By J. Douglas Allen-Taylor
Tuesday July 03, 2007

A former Oakland Assembly-member running for outgoing State Senator Don Perata’s District 9 Senate seat says she doesn’t believe that a term limits initiative will pass next February, allowing Perata to run again. 

Meanwhile, Perata’s charge that a recent term limits initiative-related complaint filed against him with the California Fair Political Practices Commission by a California organization is actually the work of “an out-of-state group” appears to be backed up by filings with the state and online documents uncovered in a Daily Planet investigation. 
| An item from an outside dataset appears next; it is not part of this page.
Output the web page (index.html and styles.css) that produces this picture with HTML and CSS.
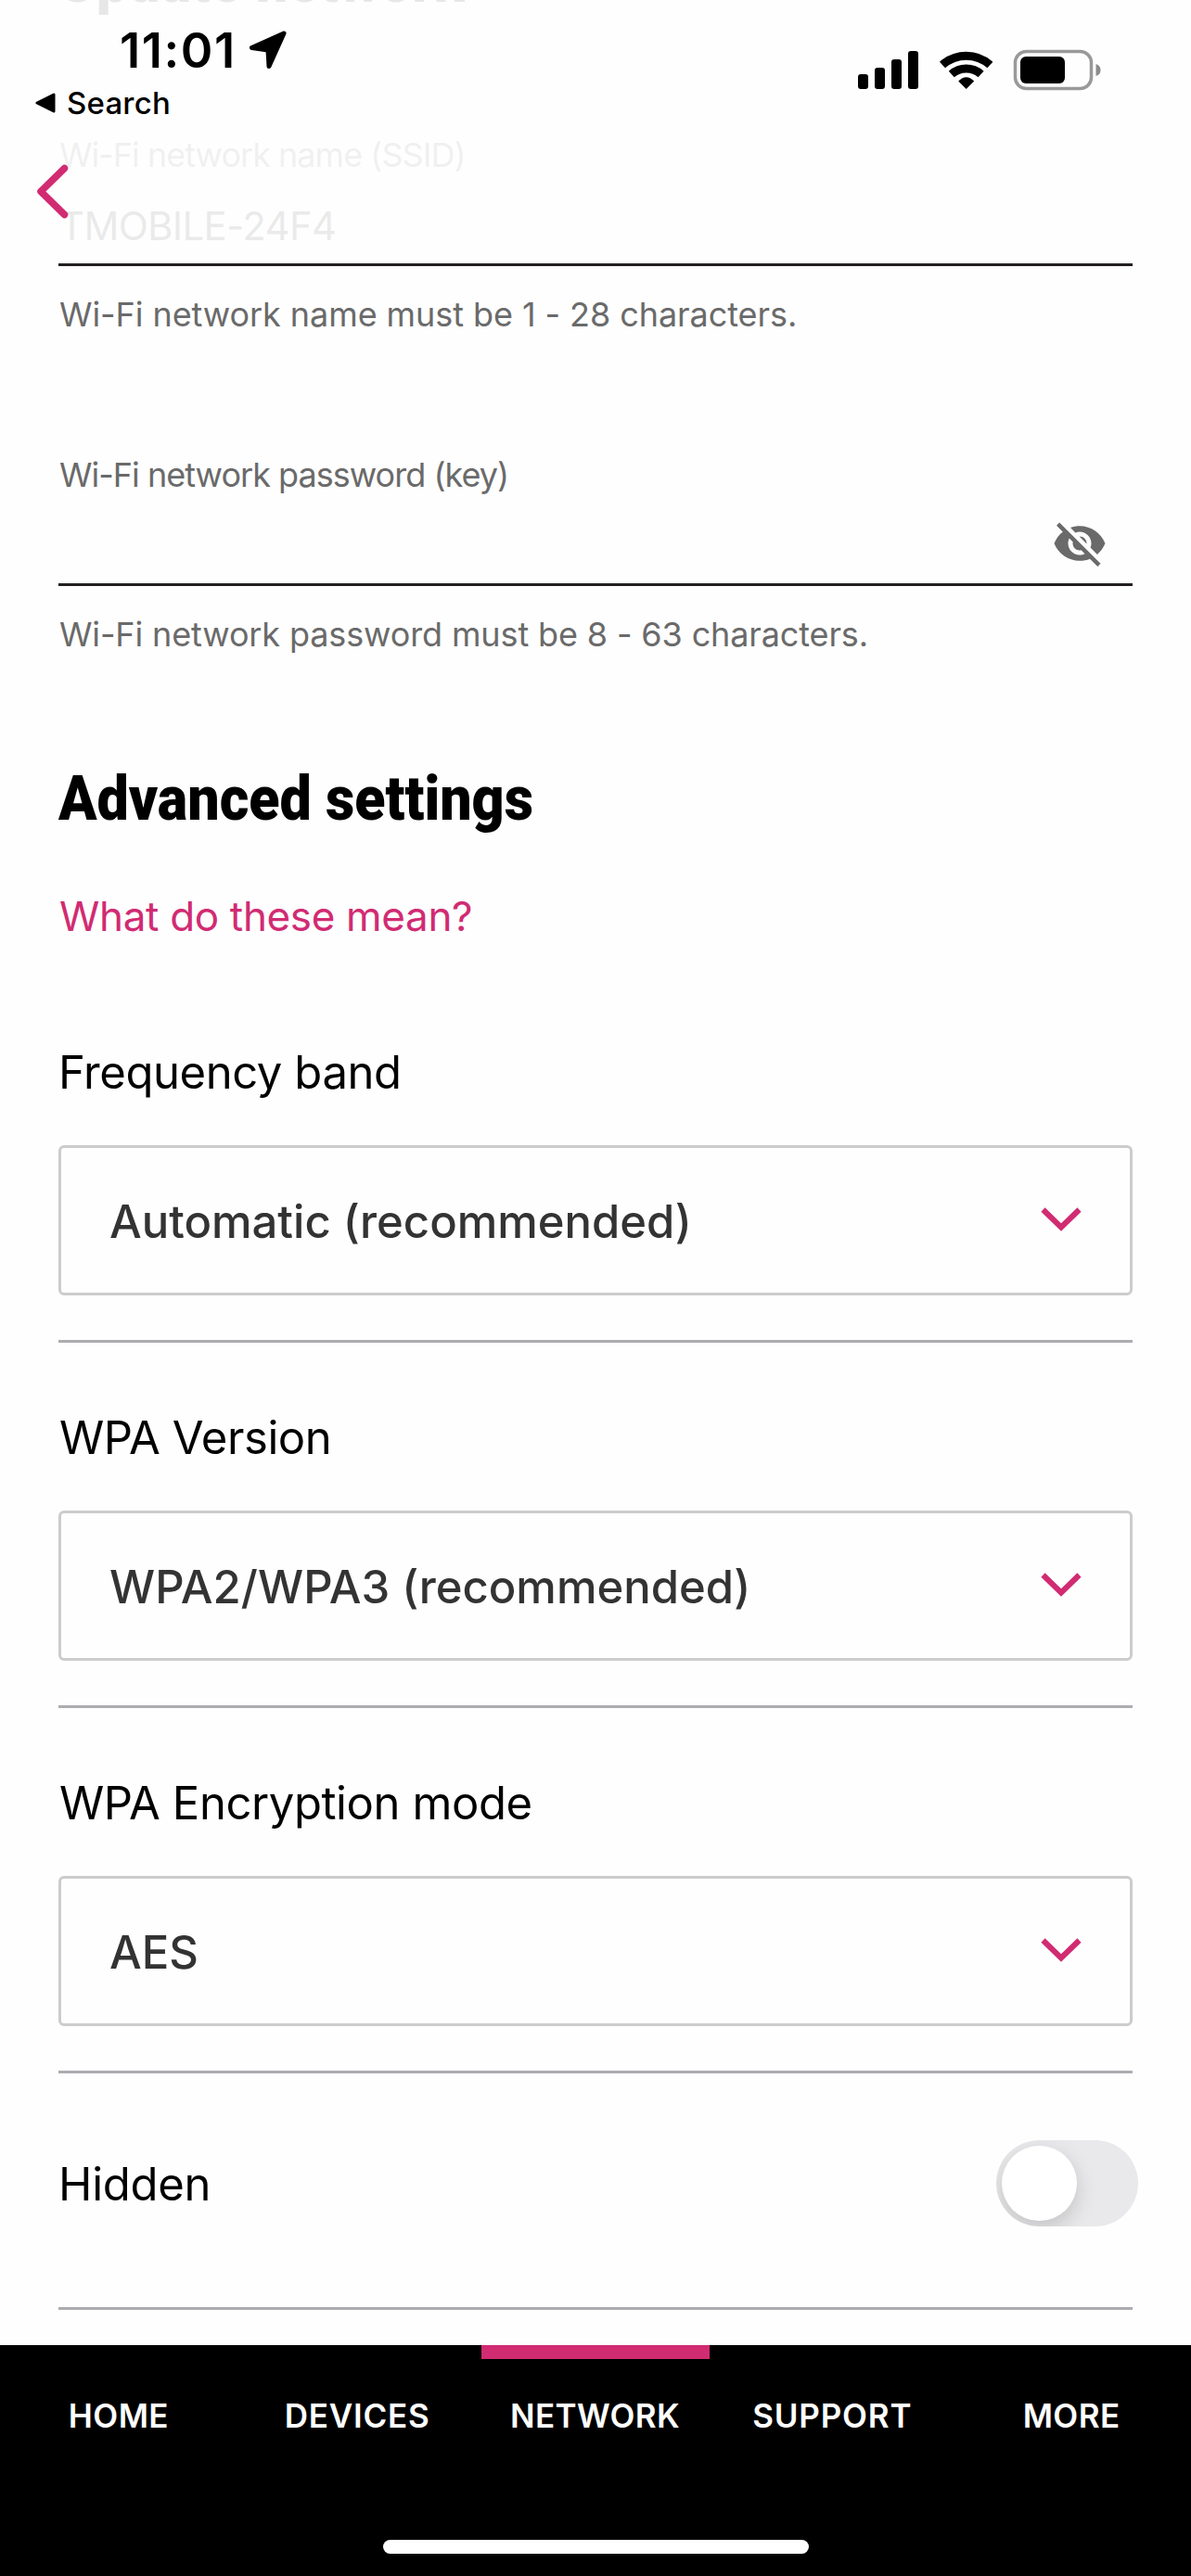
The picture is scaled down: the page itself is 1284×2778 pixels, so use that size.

State Senate President Perata (D-Oakland) was first elected in 1998 in the aftermath of the resignation of former Congress-member Ron Dellums and the election of former District 9 State Senator Barbara Lee to replace Dellums. California’s term limitation law should have ended Perata’s Senate career in 2004, but a favorable California attorney general’s opinion opened a loophole that allowed Perata to serve a third term. The law currently terms Perata out at the end of the 2008 legislative year, but an initiative on the California February presidential ballot would allow the Oakland State Senator and a handful of other veteran Sacramento legislators to serve one more term. 

Former District 16 Assemblymember Wilma Chan (D-Oakland) and current District 14 Assemblymember Loni Hancock (D-Berkeley) have both announced their intention to run for Perata’s District 9 Senate seat in the June 2008 Democratic primary. 

Last week, Chan said by telephone that while she would like to see term limits extended, she does not believe the February initiative will pass. 

“I was termed out [of the Assembly] before I was ready to leave, so I’d like to see some leeway with the law,” Chan said. “But there have been several recent attempts to overturn term limits at the ballot box, and none of them has succeeded. So the likelihood of passage is not high.” 

Asked if that meant she was proceeding forward with the 2008 Senate election as if term limits will not be extended and Perata will not run, Chan said, “pretty much.” 

But asked if she would drop out of the race if Perata is able to run for re-election, Chan was more equivocal. “I haven’t thought much about that,” she said. “I would have to meet with Senator Perata, as well as talk it over with my own followers, before I made a decision.” 

Assemblymember Loni Hancock’s Chief of Staff, Hans Hemann, had earlier said flatly that Hancock would not run for the District 9 seat if Perata is able to run for a fourth term. 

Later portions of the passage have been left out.